Begin PROVIDED MATERIAL
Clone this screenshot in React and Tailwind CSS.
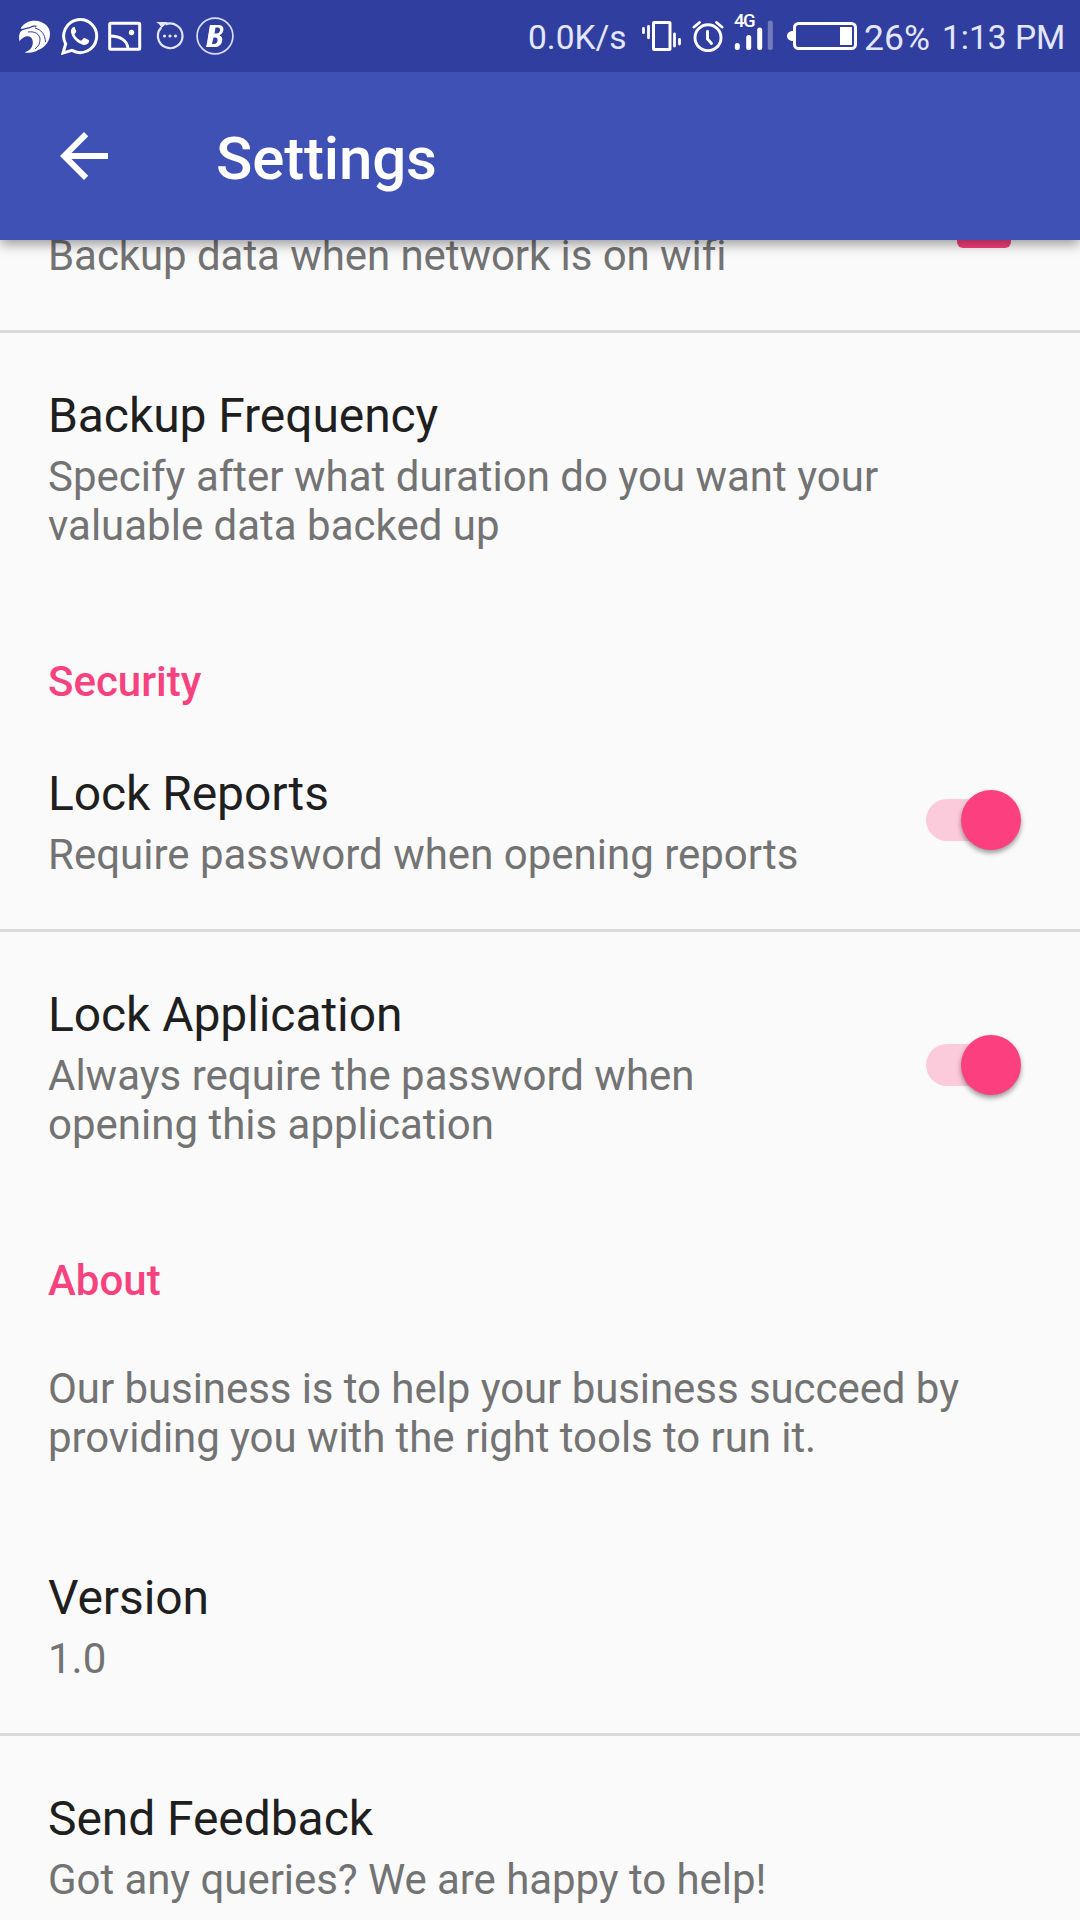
import React from "react";

const EagleIcon = () => (
  <svg className="ml-[18px] h-[34px] w-[34px] shrink-0" viewBox="0 0 34 34" fill="#fff">
    <path d="M2.500 9.500C6 4 11 1.500 17 1.700c9 .3 15 6 15 12.800 0 8-5 14-12 16.500-3.500 2.500-9 3.500-13.500 2.200 3-.6 5.500-2.200 7-4.700 2-3.500 1.800-8-.8-10.200-2.700-2.300-7.500-1-11.200 4C.3 16.500 1.500 12.500 5 10z" />
    <path d="M1 12.500c4.500-3.700 8-2.500 11.500-4.300 1.800-1 3.800-1.300 6-.8" fill="none" stroke="#303f9f" strokeWidth="1.200" />
    <path d="M10 13c7-1 11.500 2 12 7 .3 4-1.500 7.500-5 10M17 9c6 1.500 10 6 10.500 14" fill="none" stroke="#303f9f" strokeWidth="1" />
  </svg>
);

const WhatsAppIcon = () => (
  <svg className="ml-[9px] h-[38px] w-[38px] shrink-0" viewBox="0 0 38 38">
    <path d="M2 36l2.700-9A16.500 16.500 0 1 1 11 33.400z" fill="none" stroke="#fff" strokeWidth="3" />
    <path d="M13.600 10c-.7-.3-1.500 0-2 .6-1.500 1.500-2 3.500-1.400 5.500 1.500 5.500 6 10 11.500 11.600 2.500.6 5-.3 6-2.300.6-1.200.6-2-.1-2.400l-3.800-1.900c-.7-.3-1.100-.1-1.600.5l-1.400 1.700c-.4.4-.8.400-1.400.1-2.600-1.200-4.400-3-5.700-5.300-.3-.6-.2-.9.200-1.300l1.100-1.500c.3-.4.3-.8.1-1.300z" fill="#fff" />
  </svg>
);

const GalleryIcon = () => (
  <svg className="ml-[9px] h-[30px] w-[34px] shrink-0" viewBox="0 0 34 30" fill="none" stroke="#fff" strokeWidth="3">
    <rect x="1.700" y="2.200" width="30" height="26" rx="1" />
    <path d="M2 15c10 0 18 4.500 18 13.500" />
    <circle cx="23.500" cy="11.500" r="2.700" fill="#fff" stroke="none" />
  </svg>
);

const ChatIcon = () => (
  <svg className="ml-[14px] h-[30px] w-[30px] shrink-0" viewBox="0 0 30 30" fill="none" stroke="#e4e6fb" strokeWidth="2.200">
    <path d="M5.200 6.500A12.300 12.300 0 1 0 9.500 3.500" />
    <path d="M0 1h12L5.500 7C4 4 3 2.500 0 1z" fill="#e4e6fb" stroke="none" />
    <g fill="#e4e6fb" stroke="none">
      <circle cx="8.500" cy="15" r="1.600" />
      <circle cx="14" cy="15" r="1.600" />
      <circle cx="19.500" cy="15" r="1.600" />
    </g>
  </svg>
);

const BadgeBIcon = () => (
  <svg className="ml-[10px] h-[38px] w-[38px] shrink-0" viewBox="0 0 38 38">
    <circle cx="19" cy="19" r="17.900" fill="none" stroke="#d9dcf7" strokeWidth="1.700" />
    <path fillRule="evenodd" fill="#fff" d="M14 8h8.500c4 0 5.500 2.500 4.800 5.500-.5 2.500-2 4-3.800 4.800 2.500 1 3.200 3 2.600 5.700-.8 4-3.500 6-7.600 6H10l1-4zM19.500 10.500l-1 6h2c2 0 3.200-1.200 3.500-3 .3-2-.5-3-2-3zm-2 10L16 27h2c2 0 3.200-1 3.500-3.300.3-2.200-.5-3.200-2.200-3.200z" />
    <path d="M15.500 9l-3 20" stroke="#fff" strokeWidth="3" />
  </svg>
);

const VibrateIcon = () => (
  <svg className="h-[30px] w-[40px]" viewBox="0 0 40 30" fill="none" stroke="#fff">
    <rect x="11.500" y="1.500" width="16.500" height="27" rx=".5" strokeWidth="3" />
    <path d="M1.500 7.300v4.400M6.500 5.500v11.300M32.500 13v12M37.500 18.500v4.500" strokeWidth="2.800" strokeLinecap="round" />
  </svg>
);

const AlarmIcon = () => (
  <svg className="h-[32px] w-[32px]" viewBox="0 0 32 32" fill="none" stroke="#fff" strokeWidth="2.900">
    <circle cx="16" cy="17.700" r="13" />
    <path d="M15.500 11.500v7.500l4 4.500" strokeLinecap="round" />
    <path d="M2 7l5.500-4.500M30 7l-5.500-4.500" strokeLinecap="round" />
  </svg>
);

const SignalIcon = () => (
  <div className="relative h-[40px] w-[39px]">
    <svg className="h-[40px] w-[39px]" viewBox="0 0 39 40" strokeWidth="5" strokeLinecap="round" stroke="#fff">
      <path d="M3.300 34.500v2M14.700 26.500v10M25.700 19v17.500" />
      <path d="M36.300 12v24.500" opacity=".32" />
    </svg>
    <span className="absolute top-0 left-0 text-[18.500px] leading-[20px] font-medium tracking-[-1.500px] whitespace-nowrap text-white">4G</span>
  </div>
);

const BatteryIcon = () => (
  <svg className="h-[30px] w-[71px]" viewBox="0 0 71 30">
    <path d="M6 10v10C3 20 0 18.500 0 15s3-5 6-5z" fill="#fff" />
    <rect x="7.500" y="2.500" width="61" height="25" rx="4" fill="none" stroke="#fff" strokeWidth="3" />
    <rect x="53" y="6" width="12" height="18" fill="#fff" />
  </svg>
);

const StatusBar = () => (
  <div className="relative z-20 flex h-[72px] items-center bg-[#303f9f] text-[33.500px] leading-[40px] text-[#e4e6fb]">
    <EagleIcon />
    <WhatsAppIcon />
    <GalleryIcon />
    <ChatIcon />
    <BadgeBIcon />
    <div className="ml-[294px] w-[100px] shrink-0 pt-[4px] whitespace-nowrap">0.0K/s</div>
    <div className="ml-[14px] flex shrink-0 items-center">
      <VibrateIcon />
      <div className="ml-[10px]"><AlarmIcon /></div>
      <div className="-mt-[10px] ml-[10px]"><SignalIcon /></div>
      <div className="ml-[14px]"><BatteryIcon /></div>
    </div>
    <div className="ml-[6px] w-[66px] shrink-0 pt-[4px] text-[35.500px] whitespace-nowrap">26%</div>
    <div className="ml-[12px] pt-[4px] whitespace-nowrap">1:13 PM</div>
  </div>
);

const AppBar = () => (
  <header className="relative z-10 flex h-[168px] shrink-0 items-center bg-[#3f51b5] shadow-[0_4px_12px_rgba(0,0,0,0.4)]">
    <svg className="ml-[48px] h-[72px] w-[72px]" viewBox="0 0 24 24" fill="#fff">
      <path d="M20 11H7.830l5.590-5.590L12 4l-8 8 8 8 1.410-1.410L7.830 13H20v-2z" />
    </svg>
    <h1 className="ml-[96px] pt-[5px] text-[60px] leading-[70px] font-medium tracking-[-0.150px] text-white">Settings</h1>
  </header>
);

const Switch = () => (
  <div className="mr-[59px] h-[61px] w-[95px] shrink-0">
    <div className="relative h-[60px]">
      <div className="absolute top-[9px] left-0 h-[42px] w-[91px] rounded-full bg-[#fbcadb]" />
      <div className="absolute top-0 right-0 h-[60px] w-[60px] rounded-full bg-[#fc3f7f] shadow-[0_3px_5px_rgba(0,0,0,0.38)]" />
    </div>
  </div>
);

const Divider = () => <div className="h-[3px] bg-[#dadada]" />;

const Summary = ({ children, tight }) => (
  <p className={tight ? "text-[42px] leading-[49px] tracking-[-0.065px] whitespace-nowrap text-[#737373]" : "text-[42px] leading-[49px] whitespace-nowrap text-[#737373]"}>
    {children}
  </p>
);

const Preference = ({ title, children, toggle, tight }) => (
  <div className="flex items-center justify-between pl-[48px]">
    <div className="pt-[54px] pb-[50px]">
      {title && <h3 className="h-[65px] pt-px text-[48px] leading-[56px] tracking-[-0.080px] text-[#1f1f1f]">{title}</h3>}
      <Summary tight={tight}>{children}</Summary>
    </div>
    {toggle && <Switch />}
  </div>
);

const Category = ({ children }) => (
  <h2 className="h-[111px] pt-[57px] pl-[48px] text-[42px] leading-[49px] font-medium text-[#f6437f]">{children}</h2>
);

export default function App() {
  return (
    <div className="flex h-[1920px] w-[1080px] flex-col overflow-hidden bg-[#fafafa] font-['Roboto',sans-serif]">
      <StatusBar />
      <AppBar />
      <main className="flex-1 overflow-hidden">
        <div className="flex h-[90px] items-start justify-between pl-[48px]">
          <div className="-mt-[9px]">
            <Summary tight>Backup data when network is on wifi</Summary>
          </div>
          <div className="mr-[69px] h-[8px] w-[54px] rounded-b-[6px] bg-[#fc3f7f]" />
        </div>
        <Divider />
        <Preference title="Backup Frequency">
          Specify after what duration do you want your<br />valuable data backed up
        </Preference>
        <Category>Security</Category>
        <Preference title="Lock Reports" toggle>Require password when opening reports</Preference>
        <Divider />
        <Preference title="Lock Application" toggle>
          Always require the password when<br />opening this application
        </Preference>
        <Category>About</Category>
        <div className="pb-[3px]">
          <Preference tight>
            Our business is to help your business succeed by<br />providing you with the right tools to run it.
          </Preference>
        </div>
        <Preference title="Version">1.0</Preference>
        <Divider />
        <Preference title="Send Feedback" tight>Got any queries? We are happy to help!</Preference>
      </main>
    </div>
  );
}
End PROVIDED MATERIAL
» **WHAT TO WORK ON**: Print, exactly as written, the lines above from the first one to the one containing "import React from". Leave out pictures.

» **TASK ANSWER**:
Clone this screenshot in React and Tailwind CSS.
import React from "react";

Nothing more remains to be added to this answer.